Date: May 06, 2019
Modified November 14, 2023
Written by: Ruud Olde
Reading time: +/- 2 minutes
In 2015, the first part of the Law on Tackling Mock Constructions (WAS) came into effect. On January 1, 2016, the second part. The purpose of the WAS is to strengthen the legal position of employees and temporary workers and prevent unfair competition between companies through underpayment.
Chain liability is limited to those cases involving a contract of assignment or contracting of work. How the WAS works is by now familiar to most employers who often work together in a chain.
The central government has established guidelines around compliance with the WAS and formulated a five-step plan. The five steps are reproduced below:
If a company does not adequately comply with the aforementioned rules, there is a risk that employees or temporary workers working for the companies engaged at the bottom of the chain may bring their wage claims directly to one of the main principals. In addition, it can be disclosed that the main client is partly responsible for underpayment through the so-called public "naming and shaming list" available on the Internet.
(Main) principals are expected to take the aforementioned obligations seriously and to actively ensure that the parties they work with (who are among them in the chain) also comply with the requirements of the law and applicable collective bargaining agreement.
In some collective bargaining agreements, the so-called duty of verification is elaborated. Article 9.2 of the CAO Metalektro, for example, states in paragraphs 3 and 4 what obligations the employer must fulfill when working with temporary workers and other personnel who are not so-called "employed workers. The duty of verification is specified here by collective agreement. Article 9.2 paragraph 6 states that the employer must "ascertain with respect to the remuneration of temporary workers that the provisions of paragraph 4 are applied." This requires an active attitude on the part of the employer or client aimed at verifying the correct payments of subordinates in the chain.
Recently, the Subdistrict Court of the District Court of Northern Netherlands ruled on a case involving this issue and compliance with the collective bargaining agreement. A shipyard made large-scale use of externally hired personnel in the performance of its work. This mainly involved many Polish temporary workers hired from a company that dealt with payroll, temping, payroll administration, etc. FNV disagreed with the state of affairs and made agreements with the shipyard aimed, among other things, at ceasing subcontracting and the use of (sham) self-employed workers, and paying housing costs. The parties also agreed that the shipyard would provide FNV with insight into the remuneration paid to all flexibly hired personnel.

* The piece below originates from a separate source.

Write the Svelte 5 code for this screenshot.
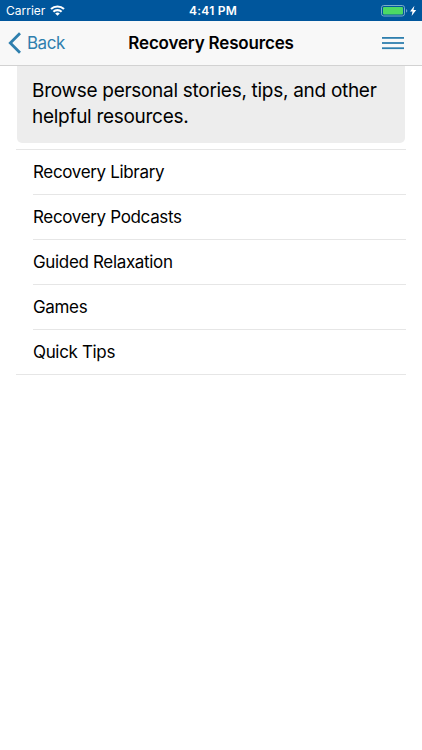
<script lang="ts">
	const resources = [
		'Recovery Library',
		'Recovery Podcasts',
		'Guided Relaxation',
		'Games',
		'Quick Tips'
	];
</script>

<div class="screen">
	<div class="statusBar">
		<div class="carrier">
			<span>Carrier</span>
			<svg width="15" height="11" viewBox="0 0 15 11" fill="none" stroke="#fff" stroke-width="2.1">
				<path d="M1 4.1a9.3 9.3 0 0 1 13 0" />
				<path d="M3.4 6.8a5.8 5.8 0 0 1 8.2 0" />
				<path d="M7.5 10.8 5.2 8.5a3.3 3.3 0 0 1 4.6 0z" fill="#fff" stroke="none" />
			</svg>
		</div>
		<span class="time">4:41 PM</span>
		<div class="battery">
			<svg width="36" height="12" viewBox="0 0 36 12">
				<rect x=".5" y=".5" width="23" height="10.5" rx="2.2" fill="none" stroke="#78adc8" />
				<rect x="2" y="2" width="20" height="7.5" rx="1" fill="#4cd964" />
				<path d="M25 4v3.6q1.3-.4 1.3-1.8T25 4z" fill="#6a9fce" />
				<path d="M33.4 .8 29 6.5h2.5L30.6 11l4.6-5.9h-2.7z" fill="#fff" />
			</svg>
		</div>
	</div>

	<header class="navBar">
		<button class="back">
			<svg width="14" height="22" viewBox="0 0 14 22" fill="none" stroke="#2f7fae" stroke-width="2.8">
				<path d="M12 1.2 2.3 11 12 20.8" />
			</svg>
			<span>Back</span>
		</button>
		<h1 class="title">Recovery Resources</h1>
		<button class="menu" aria-label="Menu">
			<svg width="22" height="14" viewBox="0 0 22 14" fill="#2f7fae">
				<rect y="1" width="22" height="1.8" />
				<rect y="6.1" width="22" height="1.8" />
				<rect y="11.3" width="22" height="1.8" />
			</svg>
		</button>
	</header>

	<main class="content">
		<p class="intro">Browse personal stories, tips, and other helpful resources.</p>

		<ul class="list">
			{#each resources as label}
				<li class="item">
					<button class="entry">{label}</button>
				</li>
			{/each}
		</ul>
	</main>
</div>

<style>
	:global(body) {
		margin: 0;
		background: #fff;
	}
	.screen {
		height: 750px;
		overflow: hidden;
		background: #fff;
		color: #000;
		font-family: Inter, 'Liberation Sans', sans-serif;
	}
	button {
		padding: 0;
		border: 0;
		background: none;
		color: inherit;
		font: inherit;
	}
	svg {
		display: block;
		flex-shrink: 0;
	}
	.statusBar {
		display: grid;
		grid-template-columns: 1fr auto 1fr;
		align-items: center;
		box-sizing: border-box;
		height: 21px;
		padding: 1px 5px 0 6px;
		background: #00569c;
		color: #fff;
		font-size: 12px;
		line-height: 20px;
	}
	.carrier {
		display: flex;
		align-items: center;
		gap: 5px;

		& svg {
			margin-top: -1px;
		}
	}
	.time {
		margin-left: 3px;
		font-weight: 600;
		letter-spacing: 0.25px;
	}
	.battery {
		display: flex;
		justify-content: flex-end;
	}
	.navBar {
		display: grid;
		grid-template-columns: 1fr auto 1fr;
		align-items: center;
		box-sizing: border-box;
		height: 45px;
		padding: 0 8px;
		background: #f8f8f8;
		border-bottom: 1px solid #d2d2d2;
	}
	.back {
		display: flex;
		align-items: center;
		gap: 5px;
		color: #2f7fae;
		font-size: 17px;
		letter-spacing: -0.5px;
	}
	.title {
		margin: 0;
		font-size: 17px;
		font-weight: 600;
		letter-spacing: -0.18px;
	}
	.menu {
		justify-self: end;
		margin-right: 10px;
	}
	.content {
		padding: 0 16px;
	}
	.intro {
		box-sizing: border-box;
		height: 77px;
		margin: 0 1px 6px;
		padding: 12px 15px 0;
		border-radius: 0 0 5px 5px;
		background: #ededed;
		font-size: 19px;
		line-height: 26px;
		letter-spacing: -0.29px;
	}
	.list {
		margin: 0;
		padding: 0;
		list-style: none;
		border-block: 1px solid #e6e6e6;
	}
	.item {
		height: 44px;
		margin-left: 17px;

		& + & {
			border-top: 1px solid #e6e6e6;
		}
	}
	.entry {
		width: 100%;
		height: 44px;
		font-size: 17px;
		letter-spacing: -0.34px;
		text-align: left;
	}
</style>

Despite the agreements made, the shipyard refused to provide FNV with information on pay. FNV eventually initiated summary proceedings and demanded that the shipyard be ordered to send the necessary documents to allow FNV to check for underpayment.
On behalf of the shipyard, the defense raised at the hearing was that it could not provide this insight because the company it was working with - which functioned as an intermediary for all the flexible staff - did not want to provide the data, claiming it would violate privacy laws.

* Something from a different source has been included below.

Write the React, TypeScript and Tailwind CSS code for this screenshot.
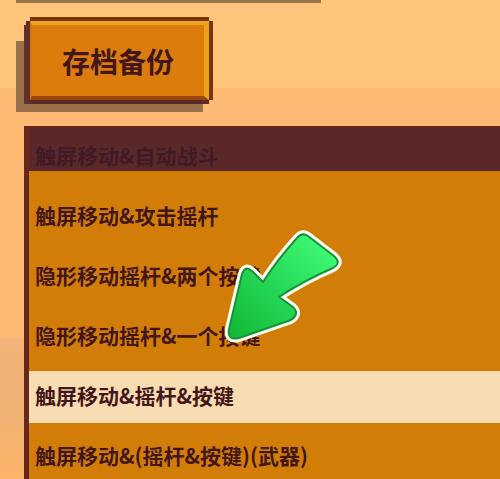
import React, { useState } from 'react';

interface ControlMode {
  id: number;
  label: string;
}

const modes: ControlMode[] = [
  { id: 1, label: '触屏移动&攻击摇杆' },
  { id: 2, label: '隐形移动摇杆&两个按键' },
  { id: 3, label: '隐形移动摇杆&一个按键' },
  { id: 4, label: '触屏移动&摇杆&按键' },
  { id: 5, label: '触屏移动&(摇杆&按键)(武器)' },
];

function PointerArrow() {
  const shape =
    'M94 11 Q99 5 105 9 L131 29 Q139 36 130 41 Q102 53 76 70 L90 80 Q97 87 88 93 L36 111 Q24 114 26 102 L39 47 Q42 38 49 44 L60 55 Q74 33 94 11 Z';
  return (
    <svg
      viewBox="0 0 144 120"
      className="pointer-events-none absolute top-[227px] left-[203px] w-36 h-30"
      aria-hidden="true"
    >
      <defs>
        <linearGradient id="arrowFill" x1="1" y1="0" x2="0" y2="1">
          <stop offset="0.1" stopColor="#3efa75" />
          <stop offset="0.5" stopColor="#27da58" />
          <stop offset="1" stopColor="#10b735" />
        </linearGradient>
      </defs>
      <path d={shape} fill="#fff" stroke="#fffff4" strokeWidth="8" strokeLinejoin="round" />
      <path d={shape} fill="url(#arrowFill)" stroke="#16933a" strokeWidth="2" strokeLinejoin="round" />
    </svg>
  );
}

export default function App() {
  const [selected, setSelected] = useState(4);

  return (
    <main className="relative min-h-screen overflow-hidden bg-[linear-gradient(#feb974_0%,#feb974_69%,#f2b278_70%,#f2b274_85%,#fdb467_100%)] font-['Noto_Sans_CJK_SC','Noto_Sans',sans-serif] text-[#431719]">
      {/* Top area with the backup button */}
      <header className="h-[88px] bg-[#ffc57c]">
        <div className="ml-4 h-[3px] w-[61%] bg-[#9b7647]" />
        <div className="relative ml-[30px] mt-[18px] w-max">
          <span className="absolute -left-3.5 right-1.5 top-5 -bottom-3 bg-[#9a704b]" />
          <button
            type="button"
            className="relative h-[79px] border-t-4 border-r-5 border-b-4 border-l-2 border-t-[#e9a326] border-r-[#f0a01c] border-b-[#9f460d] border-l-[#d87513] bg-[#db7c0d] px-7.5 text-[28px] font-bold leading-8 shadow-[0_-4px_#753604,4px_0_#753604,0_4px_#5b2926,-6px_4px_#62302b,-4px_0_#5b2926]"
          >
            存档备份
          </button>
        </div>
      </header>

      {/* Control mode list */}
      <section className="ml-6 mt-[38px] border-l-5 border-t-2 border-[#66281a] bg-[#d37d09]">
        <h2 className="flex h-[43px] items-end bg-[#5a2829] px-1.5 pb-0.5 text-[21px] font-bold leading-7 text-[#401a27]">
          触屏移动&amp;自动战斗
        </h2>
        <ul className="pt-4">
          {modes.map(m => (
            <li key={m.id} className="py-1">
              <button
                type="button"
                aria-pressed={selected === m.id}
                onClick={() => setSelected(m.id)}
                className={`flex h-13 w-full items-center whitespace-nowrap px-1.5 pb-1 text-[21px] font-bold leading-7 ${
                  selected === m.id ? 'bg-[#f8ddb3]' : ''
                }`}
              >
                {m.label}
              </button>
            </li>
          ))}
        </ul>
      </section>

      <PointerArrow />
    </main>
  );
}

The subdistrict court did not consider this a good defense. The information could also have been sent anonymously so that it could be verified whether there was underpayment. In doing so, the shipyard should have actively ascertained, pursuant to the CAO Metalektro, that the correct remuneration was being applied by the shipyard itself and by the parties it had engaged in the chain among itself. The fact that the employment agency had the necessary certificates and had contractually stipulated that the temporary workers would be correctly remunerated was insufficient to assume that the duty of verification had been met. The claims were therefore upheld and the shipyard was required to still provide the requested salary information to FNV to enable verification of payments.

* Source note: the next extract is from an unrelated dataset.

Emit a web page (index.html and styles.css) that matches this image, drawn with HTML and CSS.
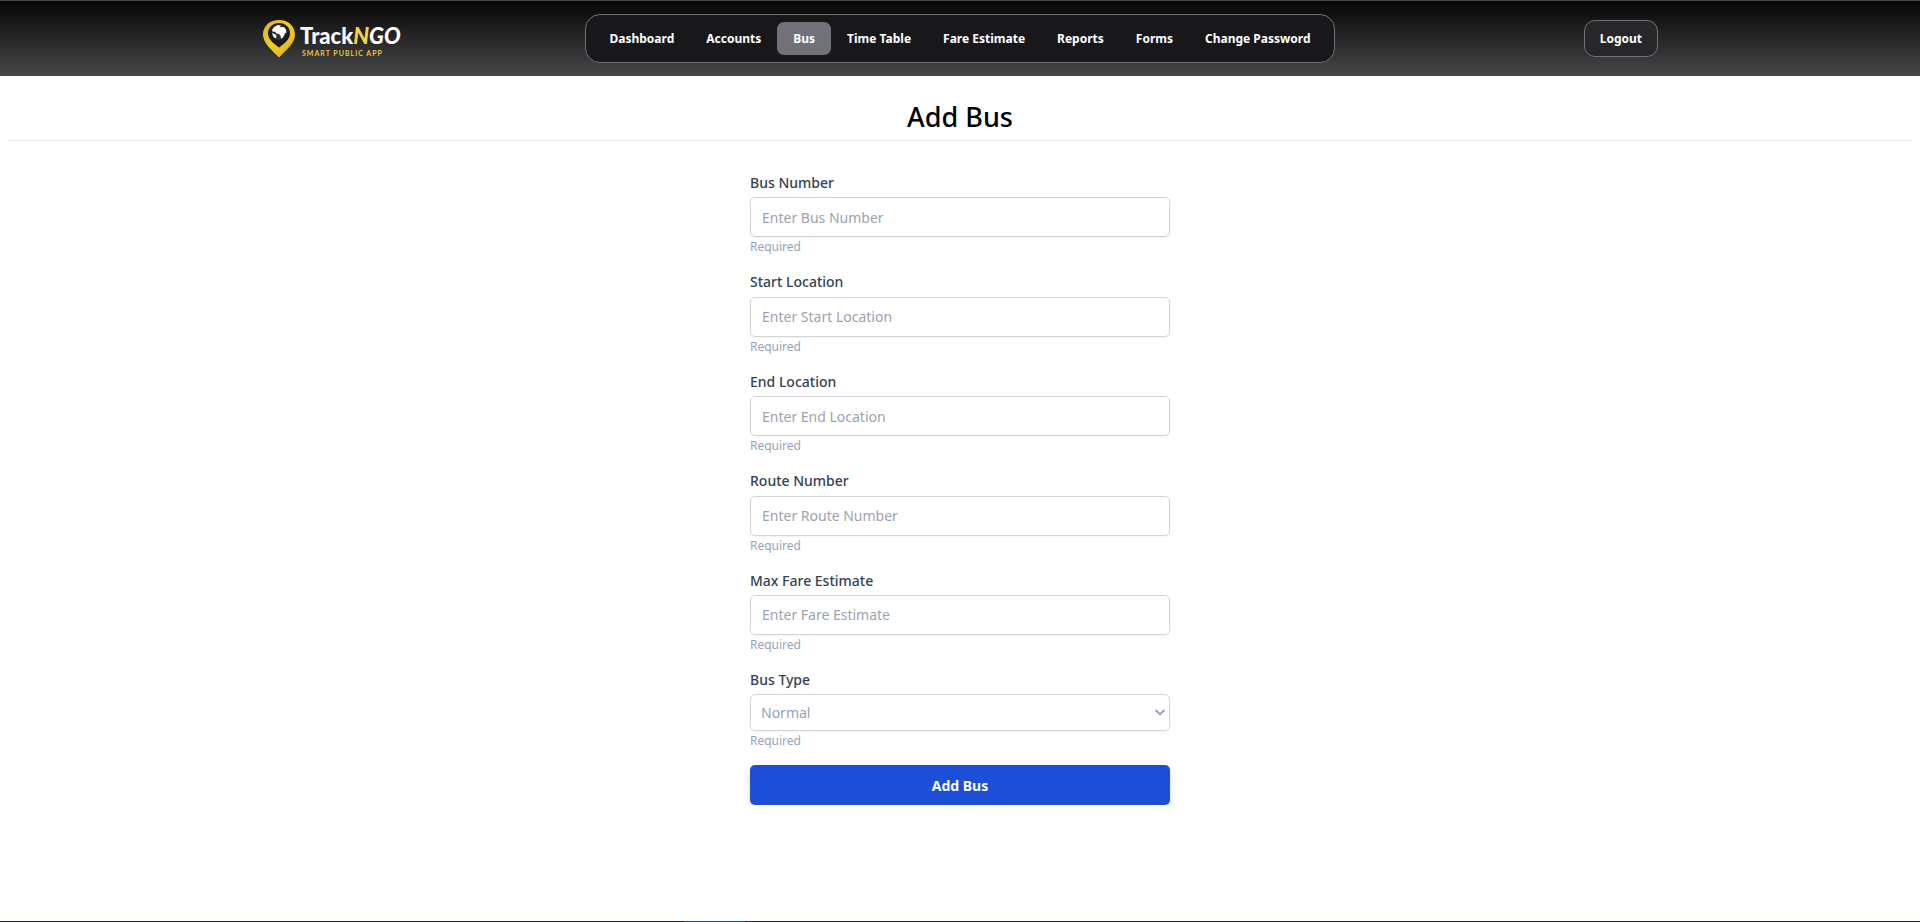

That the judge came to this judgment and allowed the shipyard's defense focused on the privacy rights of the employees that needed to be protected to weigh less heavily than the interest in paying correctly and keeping agreements is understandable. As FNV correctly pointed out, the salary data could also be supplied anonymously. Moreover, in order to comply with legal obligations, such as correctly determining the amount of salary, privacy-sensitive information may be processed. However, it is important that the information is protected with technical and organizational measures to prevent loss or unauthorized use of that information.
Why the company that hired flexible staff was not called in indemnity does not become clear upon examination of the ruling. What is visible, however, is the area of tension in which employers sometimes operate in which, on the one hand, information must be requested and, on the other hand, stricter privacy regulations must be taken into account. A good agreement in which concrete arrangements are made about this is important to prevent employees and other flexibly hired workers from laying any wage claims directly against the main client as the higher link in the chain. If, based on all the information that must be provided, FNV comes to the conclusion that the flexibly hired workers through the company that functioned as an intermediary were underpaid, these flexible workers can also sue the shipyard directly for this. The question is whether the shipyard took this into account.